La strada per un accordo sul futuro del programma nucleare iraniano è pieno di ostacoli per la Casa Bianca. L'intransigenza di Teheran non è certo l'unico.
Già a partire da Washington, con il Congresso, il percorso è molto accidentato. Ma fuori dai confini nazionali è forse anche peggio, con diversi Paesi alleati storici degli Usa che stanno facendo di tutto per mettersi di traverso e far fallire i negoziati. Un po' col bastone e un po' con la carota, l'amministrazione Obama sta cercando di far fronte a tutti. A cominciare proprio da Washington, dove i repubblicani accusano Obama di pensare solo all'eredità della sua presidenza a discapito della sicurezza nazionale, e uno schieramento bipartisan ha elaborato due disegni di legge per poter avere la parola finale. Uno darebbe al Congresso il potere di approvare, emendare o respingere l'eventuale accordo; l'altro imporrebbe immediate e stringenti sanzioni all'Iran in caso di fallimento dei colloqui. Obama ha già minacciato il veto, ma ha lasciato trapelare la disponibilità a sostenere una terza via, che richiederebbe all'amministrazione di certificare che l'Iran stia rispettando le intese e in caso contrario imporre sanzioni.

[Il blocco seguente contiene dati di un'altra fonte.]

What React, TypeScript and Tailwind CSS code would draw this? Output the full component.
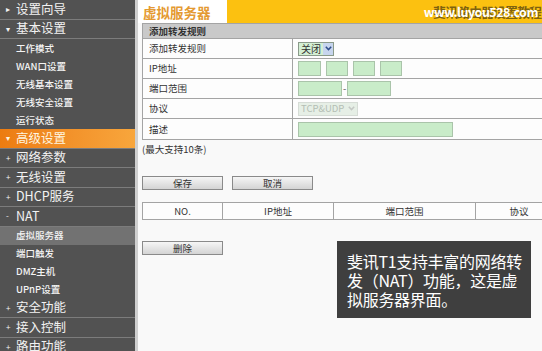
import React from 'react';

type NavItem = { label: string; kind: 'main' | 'sub'; mark?: string; active?: boolean; current?: boolean };

const nav: NavItem[] = [
  { label: '设置向导', kind: 'main', mark: '▸' },
  { label: '基本设置', kind: 'main', mark: '▾' },
  { label: '工作模式', kind: 'sub' },
  { label: 'WAN口设置', kind: 'sub' },
  { label: '无线基本设置', kind: 'sub' },
  { label: '无线安全设置', kind: 'sub' },
  { label: '运行状态', kind: 'sub' },
  { label: '高级设置', kind: 'main', mark: '▾', active: true },
  { label: '网络参数', kind: 'main', mark: '+' },
  { label: '无线设置', kind: 'main', mark: '+' },
  { label: 'DHCP服务', kind: 'main', mark: '+' },
  { label: 'NAT', kind: 'main', mark: '-' },
  { label: '虚拟服务器', kind: 'sub', current: true },
  { label: '端口触发', kind: 'sub' },
  { label: 'DMZ主机', kind: 'sub' },
  { label: 'UPnP设置', kind: 'sub' },
  { label: '安全功能', kind: 'main', mark: '+' },
  { label: '接入控制', kind: 'main', mark: '+' },
  { label: '路由功能', kind: 'main', mark: '+' },
];

const Sidebar = () => (
  <div className="flex w-[138px] shrink-0">
    <div className="flex w-[135px] flex-col bg-[#525252]">
      {nav.map((item) =>
        item.kind === 'main' ? (
          <div
            key={item.label}
            className={`flex h-[19.5px] shrink-0 items-center border-b border-[#7c7c7c] text-[12.5px] ${
              item.active ? 'bg-gradient-to-r from-[#ec7c10] to-[#f8a63c] text-[#fff6e0]' : 'text-[#f2f2f2]'
            }`}
          >
            <span className="w-[16px] pl-[6px] text-[8px] leading-none">{item.mark}</span>
            <span>{item.label}</span>
          </div>
        ) : (
          <div
            key={item.label}
            className={`flex h-[18px] shrink-0 items-center pl-[16px] text-[9.5px] font-medium text-[#f4f4f4] ${
              item.current ? 'bg-[#727272]' : ''
            }`}
          >
            {item.label}
          </div>
        )
      )}
    </div>
    <div className="w-[3px] bg-[#cfcfcf]" />
  </div>
);

const GreenBox = ({ w }: { w: string }) => (
  <div className={`${w} h-[15px] border border-[#aac4aa] bg-[#c9ecc9]`} />
);

const Chevron = ({ color }: { color: string }) => (
  <svg width="7" height="5" viewBox="0 0 7 5">
    <path d="M0.8 0.8 L3.5 3.6 L6.2 0.8" fill="none" stroke={color} strokeWidth="1.5" />
  </svg>
);

const Row = ({ label, children }: { label: string; children?: React.ReactNode }) => (
  <div className="flex h-[20px] border-b border-[#a4a4a4]">
    <div className="flex w-[150px] items-center border-r border-[#a4a4a4] pl-[6px]">{label}</div>
    <div className="flex flex-1 items-center gap-[5px] pl-[5px]">{children}</div>
  </div>
);

const Btn = ({ label }: { label: string }) => (
  <div className="flex h-[14px] w-[81px] items-center justify-center border border-[#8a8a8a] bg-gradient-to-b from-[#f6f6f6] to-[#d4d4d4] text-[9.5px] text-[#333]">
    {label}
  </div>
);

export default function App() {
  return (
    <div className="relative flex h-[351px] w-[542px] overflow-hidden bg-[#f9f9f9] font-['Noto_Sans_CJK_SC',sans-serif] text-[9.5px] text-[#333]">
      <Sidebar />
      <div className="flex min-w-0 flex-1 flex-col">
        {/* header band with watermark */}
        <div className="flex h-[23px] shrink-0 bg-white">
          <div className="w-[89px] pl-[5px] pt-[2px] text-[13.5px] font-bold text-[#e49a32]">虚拟服务器</div>
          <div className="relative flex flex-1 items-center justify-end bg-[#fcc110] pr-[1px]">
            <span className="text-[13px] font-bold tracking-[-1px] text-[#4a3a10] opacity-70">-斐讯路由器设置教程</span>
            <span className="absolute right-[4px] top-[3px] text-[12.5px] font-bold tracking-[-0.5px] text-white">
              www.luyou528.com
            </span>
          </div>
        </div>

        <div className="flex flex-col pl-[4px]">
          {/* rule form */}
          <div className="w-[420px] border-l border-t border-[#a4a4a4] bg-[#fdfdfd]">
            <div className="flex h-[15px] items-center border-b border-[#a4a4a4] bg-[#c9c9c9] pl-[6px] font-bold">
              添加转发规则
            </div>
            <Row label="添加转发规则">
              <div className="flex h-[14px] w-[36px] items-center justify-between border border-[#8a9a8a] bg-[#d4efd4] pl-[2px]">
                <span className="text-[10px]">关闭</span>
                <div className="flex h-full w-[10px] items-center justify-center bg-[#c7d5ee]">
                  <Chevron color="#2f4d8a" />
                </div>
              </div>
            </Row>
            <Row label="IP地址">
              <GreenBox w="w-[23px]" />
              <GreenBox w="w-[22px]" />
              <GreenBox w="w-[22px]" />
              <GreenBox w="w-[22px]" />
            </Row>
            <Row label="端口范围">
              <div className="flex items-center">
                <GreenBox w="w-[44px]" />
                <span className="px-[1px] text-[#555]">-</span>
                <GreenBox w="w-[44px]" />
              </div>
            </Row>
            <Row label="协议">
              <div className="flex h-[14px] w-[60px] items-center justify-between border border-[#d6dcd6] bg-[#e6efe6] pl-[2px] pr-[2px] text-[#b4beb4]">
                <span>TCP&amp;UDP</span>
                <Chevron color="#c4c8c4" />
              </div>
            </Row>
            <div className="flex h-[21px] border-b border-[#a4a4a4]">
              <div className="flex w-[150px] items-center border-r border-[#a4a4a4] pl-[6px]">描述</div>
              <div className="flex flex-1 items-center pl-[5px]">
                <GreenBox w="w-[155px]" />
              </div>
            </div>
          </div>

          <div className="mt-[2px] h-[13px]">(最大支持10条)</div>

          <div className="mt-[21px] flex gap-[9px]">
            <Btn label="保存" />
            <Btn label="取消" />
          </div>

          {/* rule list */}
          <div className="mt-[12px] flex h-[18px] w-[420px] border border-r-0 border-[#a4a4a4] bg-[#fdfdfd]">
            <div className="flex w-[80px] items-center justify-center border-r border-[#a4a4a4]">NO.</div>
            <div className="flex w-[111px] items-center justify-center border-r border-[#a4a4a4]">IP地址</div>
            <div className="flex w-[142px] items-center justify-center border-r border-[#a4a4a4]">端口范围</div>
            <div className="flex w-[86px] items-center justify-center">协议</div>
          </div>

          <div className="mt-[21px]">
            <Btn label="删除" />
          </div>
        </div>
      </div>

      {/* caption overlay */}
      <div className="absolute left-[337px] top-[241px] h-[77px] w-[194px] whitespace-nowrap bg-[#3f3f3f] pl-[10px] pt-[11px] text-[16px] leading-[19px] tracking-[-0.3px] text-white">
        <div>斐讯T1支持丰富的网络转</div>
        <div>发（NAT）功能，这是虚</div>
        <div>拟服务器界面。</div>
      </div>
    </div>
  );
}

Ma sugli orientamenti del Congresso pesa anche l'influenza esercita da Israele. Non a caso il premier Netanyahu vi ha pronunciato di persona un discorso contro l'accordo, facendo infuriare Obama. Da allora non si è poi di certo arreso. In questi giorni ha spedito il suo ministro dell'Intelligence Yuval Steinitz in Francia, considerato il più rigido tra i Paesi del gruppo dei '5+1', dopo che ha svolto un ruolo chiave per rendere più stringente l'intesa preliminare con l'Iran che nel 2013 ha dato il via al negoziato. In linea di massima, l'Occidente e gli altri Paesi del 5+1 (Gran Bretagna, Cina, Russia e Germania) sembrano però voler trovare un accordo, anche per motivi finanziari. "Con la cancellazione o la riduzione delle sanzioni contro l'Iran, i nostri affari, ma anche quelli tedeschi e britannici, correranno alla velocità più alta possibile", ha sintetizzato ieri il ministro degli Esteri Paolo Gentiloni. L'Iran dispone peraltro della quarta riserva petrolifera al mondo e un accordo potrebbe portare un fiume di greggio iraniano sul mercato, dopo che dallo scorso giugno i prezzi sono già calati di oltre il 50 per cento.

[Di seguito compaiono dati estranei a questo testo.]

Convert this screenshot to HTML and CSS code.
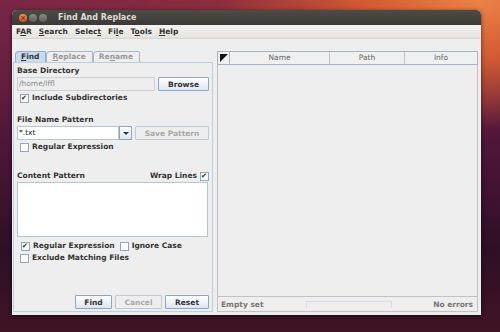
FILE: index.html
```html
<!DOCTYPE html>
<html lang="en">
<head>
    <meta charset="UTF-8">
    <title>Find And Replace</title>
    <link rel="stylesheet" href="styles.css">
</head>
<body>
    <div class="window">
        <div class="titlebar">
            <span class="wbtn close">&#215;</span>
            <span class="wbtn"></span>
            <span class="wbtn"></span>
            <span class="title">Find And Replace</span>
        </div>
        <div class="menubar">
            <span>F<u>A</u>R</span>
            <span><u>S</u>earch</span>
            <span>Selec<u>t</u></span>
            <span>Fi<u>l</u>e</span>
            <span>T<u>o</u>ols</span>
            <span><u>H</u>elp</span>
        </div>
        <div class="content">
            <div class="left">
                <div class="tabs">
                    <span class="tab active"><u>F</u>ind</span>
                    <span class="tab"><u>R</u>eplace</span>
                    <span class="tab">Re<u>n</u>ame</span>
                </div>
                <div class="panel">
                    <div class="label">Base Directory</div>
                    <div class="row">
                        <div class="field disabled">/home/lffl</div>
                        <button class="btn browse">Browse</button>
                    </div>
                    <label class="check"><span class="box on"></span>Include Subdirectories</label>

                    <div class="label gap">File Name Pattern</div>
                    <div class="row">
                        <div class="combo">
                            <div class="field">*.txt</div>
                            <span class="arrow"></span>
                        </div>
                        <button class="btn save" disabled>Save Pattern</button>
                    </div>
                    <label class="check"><span class="box"></span>Regular Expression</label>

                    <div class="label-row">
                        <span class="label">Content Pattern</span>
                        <label class="check wrap">Wrap Lines<span class="box on"></span></label>
                    </div>
                    <div class="textarea"></div>
                    <div class="opts">
                        <label class="check"><span class="box on"></span>Regular Expression</label>
                        <label class="check"><span class="box"></span>Ignore Case</label>
                    </div>
                    <label class="check"><span class="box"></span>Exclude Matching Files</label>

                    <div class="actions">
                        <button class="btn find">Find</button>
                        <button class="btn cancel" disabled>Cancel</button>
                        <button class="btn reset">Reset</button>
                    </div>
                </div>
            </div>
            <div class="right">
                <div class="table">
                    <div class="thead">
                        <span class="corner"><span class="tri"></span></span>
                        <span class="col name">Name</span>
                        <span class="col path">Path</span>
                        <span class="col info">Info</span>
                    </div>
                    <div class="tbody"></div>
                </div>
                <div class="status">
                    <span>Empty set</span>
                    <span class="progress"></span>
                    <span>No errors</span>
                </div>
            </div>
        </div>
    </div>
</body>
</html>
```
FILE: styles.css
```css
body {
    margin: 0;
    width: 500px;
    height: 332px;
    overflow: hidden;
    position: relative;
    font-family: "DejaVu Sans", sans-serif;
    font-size: 7.5px;
    color: #222;
    background:
        radial-gradient(ellipse 260px 130px at 480px 0px, #ec8248 0%, #d15a32 45%, rgba(160, 50, 50, 0) 100%),
        radial-gradient(ellipse 320px 200px at 250px 0px, #8e2e3c 0%, rgba(120, 30, 55, 0) 100%),
        linear-gradient(180deg, #72234a 0%, #4d1636 45%, #2e0f26 75%, #3f1424 100%);
}
.window {
    position: absolute;
    left: 12px;
    top: 10px;
    width: 469px;
    height: 305px;
    background: #eeeeee;
    border-radius: 5px 5px 0 0;
    box-shadow: 0 1px 4px rgba(0, 0, 0, 0.6);
    display: flex;
    flex-direction: column;
    overflow: hidden;
}
.titlebar {
    height: 15px;
    background: linear-gradient(#4c4b46, #3b3a36);
    display: flex;
    align-items: center;
    padding-left: 7px;
    gap: 2px;
    color: #dfdbd2;
}
.wbtn {
    width: 8px;
    height: 8px;
    border-radius: 50%;
    background: linear-gradient(#8d8b85, #5e5c57);
    font-size: 7px;
    line-height: 8px;
    text-align: center;
    color: #3a2a22;
}
.wbtn.close {
    background: linear-gradient(#f28a5c, #d94f1f);
}
.title {
    font-weight: bold;
    font-size: 8px;
    margin-left: 9px;
}
.menubar {
    height: 13px;
    background: linear-gradient(#f5f4f2, #e4e3e0);
    border-bottom: 1px solid #d6d5d2;
    display: flex;
    align-items: center;
    gap: 7px;
    padding-left: 4px;
    font-weight: bold;
    color: #333;
}
.content {
    flex: 1;
    display: flex;
    padding: 12px 3px 3px 1px;
    gap: 4px;
}
.left {
    width: 200px;
    display: flex;
    flex-direction: column;
}
.tabs {
    display: flex;
    height: 11px;
    padding-left: 2px;
}
.tab {
    border: 1px solid #a8b8c8;
    border-bottom: none;
    border-radius: 4px 2px 0 0;
    padding: 0 6px 0 5px;
    font-weight: bold;
    color: #9a9a9a;
    line-height: 10px;
    background: #eeeeee;
}
.tab.active {
    background: #c9dbee;
    color: #333;
    border-color: #8fb0d3;
}
.panel {
    flex: 1;
    border: 1px solid #b8cfe5;
    padding: 3px 3px 2px 3px;
    display: flex;
    flex-direction: column;
}
.label {
    font-weight: bold;
    color: #333;
    line-height: 10px;
}
.label.gap {
    margin-top: 12px;
}
.row {
    display: flex;
    gap: 3px;
    margin-top: 1px;
}
.field {
    flex: 1;
    height: 12px;
    border: 1px solid #b8c4cf;
    background: #fff;
    line-height: 12px;
    padding-left: 1px;
    color: #222;
}
.field.disabled {
    background: #eeeeee;
    color: #8a8a8a;
    border-color: #c8d0d8;
}
.btn {
    font-family: "DejaVu Sans", sans-serif;
    font-size: 7.5px;
    font-weight: bold;
    height: 14px;
    padding: 0;
    border: 1px solid #8ea7c4;
    border-radius: 1px;
    background: linear-gradient(#ffffff, #dce6f1);
    color: #333;
}
.btn:disabled {
    color: #a8a8a8;
    background: #eeeeee;
    border-color: #c0cad4;
}
.browse {
    width: 51px;
}
.combo {
    flex: 1;
    display: flex;
}
.arrow {
    width: 11px;
    height: 12px;
    border: 1px solid #8ea7c4;
    background: linear-gradient(#ffffff, #dce6f1);
    position: relative;
}
.arrow::after {
    content: "";
    position: absolute;
    left: 3px;
    top: 5px;
    border-left: 3px solid transparent;
    border-right: 3px solid transparent;
    border-top: 3px solid #333;
}
.save {
    width: 74px;
}
.check {
    display: flex;
    align-items: center;
    gap: 3px;
    font-weight: bold;
    color: #333;
    line-height: 10px;
    margin: 2px 0 0 3px;
}
.box {
    width: 7px;
    height: 7px;
    border: 1px solid #8ea7c4;
    background: #fff;
    position: relative;
}
.box.on::after {
    content: "\2714";
    position: absolute;
    left: 0;
    top: -2px;
    font-size: 7px;
    color: #222;
}
.label-row {
    display: flex;
    justify-content: space-between;
    align-items: center;
    margin-top: 19px;
}
.check.wrap {
    margin: 0;
}
.textarea {
    height: 53px;
    border: 1px solid #b8c4cf;
    background: #fff;
    margin-top: 1px;
    margin-right: 1px;
}
.opts {
    display: flex;
    gap: 5px;
    margin-top: 2px;
    padding-left: 4px;
}
.opts .check {
    margin-left: 0;
}
.actions {
    margin-top: auto;
    display: flex;
    justify-content: flex-end;
    gap: 3px;
}
.find {
    width: 37px;
}
.cancel {
    width: 47px;
}
.reset {
    width: 44px;
}
.right {
    flex: 1;
    display: flex;
    flex-direction: column;
    border: 1px solid #c2c2c2;
    border-top: none;
}
.table {
    flex: 1;
    display: flex;
    flex-direction: column;
    border-bottom: 1px solid #c2c2c2;
}
.thead {
    height: 12px;
    display: flex;
    border: 1px solid #a8b4c2;
    margin: 0 -1px;
    background: #f0f0f0;
    color: #666;
    line-height: 12px;
}
.corner {
    width: 11px;
    border-right: 1px solid #a8b4c2;
    position: relative;
}
.tri {
    position: absolute;
    left: 2px;
    top: 2px;
    border-left: 8px solid #111;
    border-bottom: 8px solid transparent;
}
.col {
    text-align: center;
    border-right: 1px solid #b8c4d0;
}
.col.name {
    width: 99px;
}
.col.path {
    width: 74px;
}
.col.info {
    flex: 1;
    border-right: none;
}
.tbody {
    flex: 1;
}
.status {
    height: 14px;
    display: flex;
    align-items: center;
    padding: 0 4px 0 3px;
    font-weight: bold;
    color: #777;
}
.progress {
    width: 84px;
    height: 6px;
    border: 1px solid #d4dde6;
    border-bottom: none;
    margin: 0 auto 0 42px;
}
```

E questo è anche uno dei fattori che disturba in particolare l'Arabia Saudita, che già vede come il fumo agli occhi la crescente influenza dell'Iran nella regione, che ormai spazia dall'Iraq alla Siria, dal Libano fino allo Yemen; dove Riad ha deciso di scendere in campo militarmente e alla guida di una forza araba contro i ribelli sciiti sostenuti da Teheran.

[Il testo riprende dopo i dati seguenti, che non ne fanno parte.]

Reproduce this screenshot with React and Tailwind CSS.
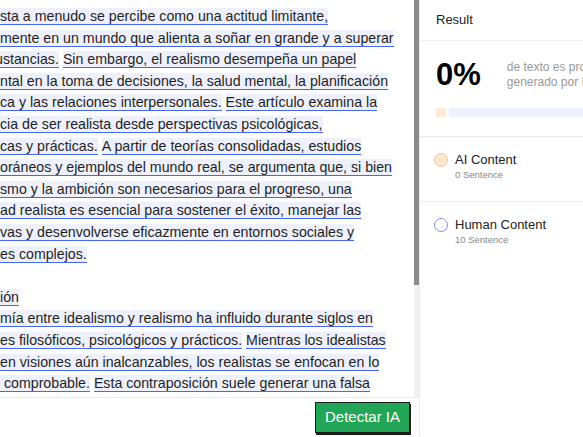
import React from "react";

// pre = part of the line scrolled out of view on the left
const para1 = [
  { pre: "Ser reali", parts: ["sta a menudo se percibe como una actitud limitante,"] },
  { pre: "especial", parts: ["mente en un mundo que alienta a soñar en grande y a superar"] },
  { pre: "las circ", parts: ["ustancias.", "Sin embargo, el realismo desempeña un papel"], cls: "-ml-[5px]" },
  { pre: "fundame", parts: ["ntal en la toma de decisiones, la salud mental, la planificación"] },
  { pre: "estratégi", parts: ["ca y las relaciones interpersonales.", "Este artículo examina la"] },
  { pre: "importan", parts: ["cia de ser realista desde perspectivas psicológicas,"] },
  { pre: "sociológi", parts: ["cas y prácticas.", "A partir de teorías consolidadas, estudios"] },
  { pre: "contemp", parts: ["oráneos y ejemplos del mundo real, se argumenta que, si bien"] },
  { pre: "el optimi", parts: ["smo y la ambición son necesarios para el progreso, una"] },
  { pre: "mentalid", parts: ["ad realista es esencial para sostener el éxito, manejar las"] },
  { pre: "expectati", parts: ["vas y desenvolverse eficazmente en entornos sociales y"] },
  { pre: "personal", parts: ["es complejos."] },
];

const para2 = [
  { pre: "Introducc", parts: ["ión"] },
  { pre: "La dicoto", parts: ["mía entre idealismo y realismo ha influido durante siglos en"] },
  { pre: "los debat", parts: ["es filosóficos, psicológicos y prácticos.", "Mientras los idealistas"] },
  { pre: "piensan ", parts: ["en visiones aún inalcanzables, los realistas se enfocan en lo"] },
  { pre: "factible y", parts: [" comprobable.", "Esta contraposición suele generar una falsa"] },
  { pre: "dicotomía", parts: [" entre soñar y aceptar la realidad tal como es."] },
];

const Line = ({ line }) => (
  <div className={`flex items-start h-[21.6px] ${line.cls || ""}`}>
    <span className="flex w-0 justify-end mt-[3px] leading-[16px]">
      <span className="shrink-0 whitespace-pre">{line.pre}</span>
    </span>
    {line.parts.map((p, i) => (
      <span
        key={i}
        className={`shrink-0 whitespace-pre mt-[3px] leading-[16px] bg-[#eef1fc] border-b border-[#4866f4] ${i > 0 ? "ml-[4px]" : ""}`}
      >
        {p}
      </span>
    ))}
  </div>
);

const App = () => {
  return (
    <div
      className="flex w-[583px] h-[437px] overflow-hidden bg-white"
      style={{ fontFamily: '"Liberation Sans", Arial, sans-serif' }}
    >
      {/* editor */}
      <div className="flex flex-col w-[420px] shrink-0 border-r border-[#ececec]">
        <div className="flex h-[398px] border-b border-[#ececec] overflow-hidden">
          <div className="flex-1 overflow-hidden pt-[5px] text-[14.2px] text-[#1f1f1f]">
            {para1.map((l, i) => (
              <Line key={i} line={l} />
            ))}
            <div className="h-[21.6px]" />
            {para2.map((l, i) => (
              <Line key={i} line={l} />
            ))}
          </div>
          <div className="w-[5px] flex flex-col bg-[#f1f1f1]">
            <div className="h-[285px] bg-[#8c8c8c]" />
          </div>
        </div>
        <div className="flex flex-1 items-center justify-end pr-[9px]">
          <button className="h-[31px] px-[9px] bg-[#21a557] text-white text-[15px] border border-[#1d1d1d] shadow-[1px_2px_0_#1d1d1d]">
            Detectar IA
          </button>
        </div>
      </div>

      {/* result */}
      <div className="flex flex-col w-[260px] shrink-0 text-[#222]">
        <div className="h-[41px] flex items-center px-4 border-b border-[#efefef] text-[13px]">
          Result
        </div>
        <div className="h-[96px] px-4 pt-[18px] border-b border-[#e9e9e9]">
          <div className="flex items-center gap-[26px]">
            <span className="shrink-0 text-[31px] font-bold leading-none text-black">0%</span>
            <span className="shrink-0 text-[12px] leading-[15px] text-[#999] w-[165px]">
              de texto es probablemente generado por IA
            </span>
          </div>
          <div className="flex gap-[3px] mt-[18px]">
            <div className="w-[10px] h-[9px] bg-[#fdebd3]" />
            <div className="flex-1 h-[9px] bg-[#eef2fd]" />
          </div>
        </div>
        <div className="h-[65px] px-[14px] pt-[15px] border-b border-[#e9e9e9]">
          <div className="flex gap-[7px]">
            <span className="mt-[1px] w-[14px] h-[14px] rounded-full border border-[#f3c394] bg-[#fde9d2]" />
            <div>
              <div className="text-[13px] leading-[15px]">AI Content</div>
              <div className="text-[9.5px] text-[#888] mt-[1px]">0 Sentence</div>
            </div>
          </div>
        </div>
        <div className="px-[14px] pt-[15px]">
          <div className="flex gap-[7px]">
            <span className="mt-[1px] w-[14px] h-[14px] rounded-full border border-[#7f8ff2] bg-white" />
            <div>
              <div className="text-[13px] leading-[15px]">Human Content</div>
              <div className="text-[9.5px] text-[#888] mt-[1px]">10 Sentence</div>
            </div>
          </div>
        </div>
      </div>
    </div>
  );
};

export default App;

L'influenza iraniana disturba notevolmente anche la Turchia, come ha chiaramente detto il suo presidente Erdogan, sostenendo che si tratta di una cosa "che non può essere tollerata". E su questo la Casa Bianca sembra d'accordo, visto che ha espresso sostegno all'azione saudita, anche se poi di fatto è 'alleata' dell'Iran sul fronte iracheno nella guerra contro i jihadisti dello Stato islamico.